Task to complete -> Please pull out every line that includes the string "this".

[Records with interface code]
┄┄┄┄┄┄┄┄┄┄┄┄┄┄┄┄┄┄┄┄

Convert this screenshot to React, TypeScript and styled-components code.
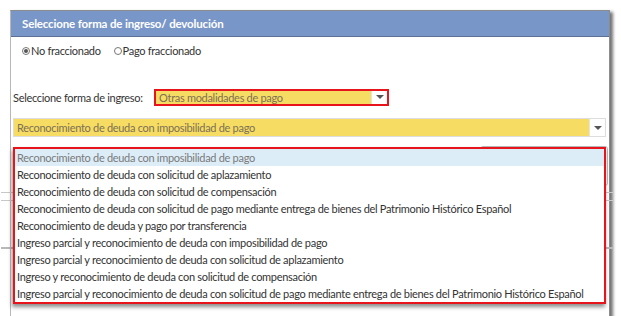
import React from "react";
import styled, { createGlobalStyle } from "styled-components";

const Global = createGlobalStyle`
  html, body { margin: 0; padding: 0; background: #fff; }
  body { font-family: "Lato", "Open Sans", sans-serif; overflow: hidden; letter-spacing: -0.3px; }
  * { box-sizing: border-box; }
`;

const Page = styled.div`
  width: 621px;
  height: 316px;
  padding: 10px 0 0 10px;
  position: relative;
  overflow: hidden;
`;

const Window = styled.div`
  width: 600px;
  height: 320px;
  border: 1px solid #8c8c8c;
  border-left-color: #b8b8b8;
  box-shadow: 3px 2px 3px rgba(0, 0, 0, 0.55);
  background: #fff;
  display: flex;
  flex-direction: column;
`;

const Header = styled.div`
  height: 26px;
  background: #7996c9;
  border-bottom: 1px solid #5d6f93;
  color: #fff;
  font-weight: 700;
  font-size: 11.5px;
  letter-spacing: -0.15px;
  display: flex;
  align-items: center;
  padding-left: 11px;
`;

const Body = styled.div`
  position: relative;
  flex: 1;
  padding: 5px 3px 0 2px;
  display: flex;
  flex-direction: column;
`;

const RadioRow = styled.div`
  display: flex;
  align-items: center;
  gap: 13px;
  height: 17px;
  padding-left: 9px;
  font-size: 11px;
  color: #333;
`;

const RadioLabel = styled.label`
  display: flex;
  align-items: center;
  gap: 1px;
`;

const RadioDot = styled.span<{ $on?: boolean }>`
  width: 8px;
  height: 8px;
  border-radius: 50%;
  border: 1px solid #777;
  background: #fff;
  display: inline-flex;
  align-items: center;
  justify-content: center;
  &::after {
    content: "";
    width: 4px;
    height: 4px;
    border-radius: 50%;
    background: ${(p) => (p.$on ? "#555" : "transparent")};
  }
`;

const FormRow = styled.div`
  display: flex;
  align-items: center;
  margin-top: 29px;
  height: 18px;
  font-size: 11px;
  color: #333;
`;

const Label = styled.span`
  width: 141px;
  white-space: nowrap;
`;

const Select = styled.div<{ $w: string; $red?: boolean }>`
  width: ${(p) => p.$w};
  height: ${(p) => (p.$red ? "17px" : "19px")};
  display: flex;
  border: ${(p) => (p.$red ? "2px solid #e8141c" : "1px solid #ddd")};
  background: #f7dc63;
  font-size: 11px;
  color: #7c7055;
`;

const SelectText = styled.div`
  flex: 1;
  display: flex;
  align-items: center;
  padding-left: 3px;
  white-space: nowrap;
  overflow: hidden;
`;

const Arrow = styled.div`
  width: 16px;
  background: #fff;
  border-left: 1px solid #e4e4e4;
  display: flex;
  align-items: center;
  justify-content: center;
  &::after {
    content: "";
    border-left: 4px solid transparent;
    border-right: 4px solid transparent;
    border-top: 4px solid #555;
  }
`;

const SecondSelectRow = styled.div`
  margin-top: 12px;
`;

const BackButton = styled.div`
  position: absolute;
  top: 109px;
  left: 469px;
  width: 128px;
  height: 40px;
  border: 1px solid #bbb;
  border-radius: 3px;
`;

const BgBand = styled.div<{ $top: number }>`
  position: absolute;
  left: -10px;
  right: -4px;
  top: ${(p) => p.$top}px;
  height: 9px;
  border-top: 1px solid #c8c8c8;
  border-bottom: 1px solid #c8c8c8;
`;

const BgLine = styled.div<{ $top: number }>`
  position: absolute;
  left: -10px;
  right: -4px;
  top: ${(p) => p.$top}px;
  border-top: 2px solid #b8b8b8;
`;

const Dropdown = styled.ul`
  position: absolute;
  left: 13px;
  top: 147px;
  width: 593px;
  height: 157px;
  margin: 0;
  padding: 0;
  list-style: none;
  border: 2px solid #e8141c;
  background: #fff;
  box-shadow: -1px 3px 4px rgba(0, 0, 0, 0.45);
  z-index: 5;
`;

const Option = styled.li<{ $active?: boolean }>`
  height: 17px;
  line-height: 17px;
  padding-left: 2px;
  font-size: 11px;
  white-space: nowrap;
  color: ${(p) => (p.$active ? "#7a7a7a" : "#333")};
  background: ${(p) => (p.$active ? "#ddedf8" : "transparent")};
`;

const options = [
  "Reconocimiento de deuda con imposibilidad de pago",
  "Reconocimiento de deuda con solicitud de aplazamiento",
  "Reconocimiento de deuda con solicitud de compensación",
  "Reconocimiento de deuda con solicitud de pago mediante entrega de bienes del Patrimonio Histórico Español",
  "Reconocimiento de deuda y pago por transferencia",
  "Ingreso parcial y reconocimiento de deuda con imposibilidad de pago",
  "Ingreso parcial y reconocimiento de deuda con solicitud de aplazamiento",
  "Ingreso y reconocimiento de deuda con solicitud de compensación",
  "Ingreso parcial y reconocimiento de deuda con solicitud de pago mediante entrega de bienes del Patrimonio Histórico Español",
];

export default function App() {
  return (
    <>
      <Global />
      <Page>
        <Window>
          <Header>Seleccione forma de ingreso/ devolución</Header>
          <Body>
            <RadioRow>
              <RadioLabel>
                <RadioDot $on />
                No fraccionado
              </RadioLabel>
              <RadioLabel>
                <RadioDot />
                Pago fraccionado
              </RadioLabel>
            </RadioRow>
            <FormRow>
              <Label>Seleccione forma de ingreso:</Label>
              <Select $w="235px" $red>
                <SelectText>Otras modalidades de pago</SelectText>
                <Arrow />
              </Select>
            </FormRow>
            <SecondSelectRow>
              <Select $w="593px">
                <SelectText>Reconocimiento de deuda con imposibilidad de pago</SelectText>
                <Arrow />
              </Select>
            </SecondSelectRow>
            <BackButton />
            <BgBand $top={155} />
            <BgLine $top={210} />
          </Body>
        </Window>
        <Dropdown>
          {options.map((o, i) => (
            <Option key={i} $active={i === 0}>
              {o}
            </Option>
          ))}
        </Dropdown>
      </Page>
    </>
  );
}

┄┄┄┄┄┄┄┄┄┄┄┄┄┄┄┄┄┄┄┄

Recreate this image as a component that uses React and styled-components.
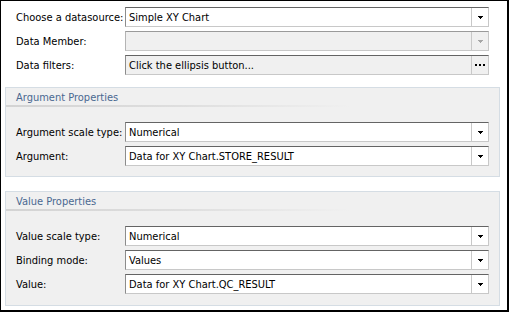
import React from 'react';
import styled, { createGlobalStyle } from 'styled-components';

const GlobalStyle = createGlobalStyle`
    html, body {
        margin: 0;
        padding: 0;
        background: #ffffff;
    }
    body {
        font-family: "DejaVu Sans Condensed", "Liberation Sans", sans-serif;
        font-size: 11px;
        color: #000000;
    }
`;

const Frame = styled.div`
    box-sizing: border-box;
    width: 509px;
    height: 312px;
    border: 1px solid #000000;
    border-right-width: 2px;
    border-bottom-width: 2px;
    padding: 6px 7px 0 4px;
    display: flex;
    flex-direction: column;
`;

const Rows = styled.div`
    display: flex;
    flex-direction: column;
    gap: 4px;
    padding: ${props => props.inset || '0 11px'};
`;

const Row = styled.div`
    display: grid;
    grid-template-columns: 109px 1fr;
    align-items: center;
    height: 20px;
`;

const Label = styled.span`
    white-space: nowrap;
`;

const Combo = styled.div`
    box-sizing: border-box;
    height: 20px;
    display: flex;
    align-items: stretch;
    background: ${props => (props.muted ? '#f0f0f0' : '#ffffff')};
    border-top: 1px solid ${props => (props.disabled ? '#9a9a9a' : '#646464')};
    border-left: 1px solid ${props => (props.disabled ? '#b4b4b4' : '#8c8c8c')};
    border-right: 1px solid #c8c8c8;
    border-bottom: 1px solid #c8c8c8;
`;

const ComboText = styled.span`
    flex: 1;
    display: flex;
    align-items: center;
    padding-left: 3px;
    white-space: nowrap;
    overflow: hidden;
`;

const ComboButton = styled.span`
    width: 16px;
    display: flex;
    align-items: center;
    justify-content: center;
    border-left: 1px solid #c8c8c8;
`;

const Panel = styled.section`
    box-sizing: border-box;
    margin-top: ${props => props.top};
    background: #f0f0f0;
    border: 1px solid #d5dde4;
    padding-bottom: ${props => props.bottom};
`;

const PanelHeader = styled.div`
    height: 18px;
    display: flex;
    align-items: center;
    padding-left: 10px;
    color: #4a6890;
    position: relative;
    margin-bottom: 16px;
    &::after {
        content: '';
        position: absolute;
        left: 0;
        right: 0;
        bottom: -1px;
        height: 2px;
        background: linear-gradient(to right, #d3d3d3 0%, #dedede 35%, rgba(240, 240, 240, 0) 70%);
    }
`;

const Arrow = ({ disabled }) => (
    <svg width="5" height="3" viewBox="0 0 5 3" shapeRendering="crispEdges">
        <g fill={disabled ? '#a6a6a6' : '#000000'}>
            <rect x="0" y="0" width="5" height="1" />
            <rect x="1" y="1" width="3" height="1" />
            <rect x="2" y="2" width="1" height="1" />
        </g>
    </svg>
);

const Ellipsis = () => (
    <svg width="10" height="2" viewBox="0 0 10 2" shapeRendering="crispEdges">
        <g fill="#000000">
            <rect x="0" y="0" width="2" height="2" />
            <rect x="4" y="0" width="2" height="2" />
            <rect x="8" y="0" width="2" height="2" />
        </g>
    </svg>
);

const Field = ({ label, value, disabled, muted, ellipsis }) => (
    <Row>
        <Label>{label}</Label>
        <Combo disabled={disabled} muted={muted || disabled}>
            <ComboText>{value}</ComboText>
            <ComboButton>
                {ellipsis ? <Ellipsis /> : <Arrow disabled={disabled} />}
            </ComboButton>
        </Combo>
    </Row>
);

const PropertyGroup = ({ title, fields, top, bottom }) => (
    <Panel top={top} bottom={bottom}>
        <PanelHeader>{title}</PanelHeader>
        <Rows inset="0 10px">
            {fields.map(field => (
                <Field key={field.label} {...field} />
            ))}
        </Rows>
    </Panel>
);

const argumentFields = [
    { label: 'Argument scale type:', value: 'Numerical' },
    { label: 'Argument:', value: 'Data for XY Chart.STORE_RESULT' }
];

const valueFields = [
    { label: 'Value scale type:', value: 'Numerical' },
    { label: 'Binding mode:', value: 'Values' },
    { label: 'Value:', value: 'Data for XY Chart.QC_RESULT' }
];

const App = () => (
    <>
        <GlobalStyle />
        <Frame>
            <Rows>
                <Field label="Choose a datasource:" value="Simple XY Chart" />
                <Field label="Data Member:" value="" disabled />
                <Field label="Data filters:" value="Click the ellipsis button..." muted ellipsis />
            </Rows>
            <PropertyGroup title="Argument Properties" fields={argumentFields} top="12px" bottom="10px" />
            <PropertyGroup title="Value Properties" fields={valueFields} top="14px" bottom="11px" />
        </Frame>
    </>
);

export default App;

┄┄┄┄┄┄┄┄┄┄┄┄┄┄┄┄┄┄┄┄

The answer ->
Convert this screenshot to React, TypeScript and styled-components code.
Recreate this image as a component that uses React and styled-components.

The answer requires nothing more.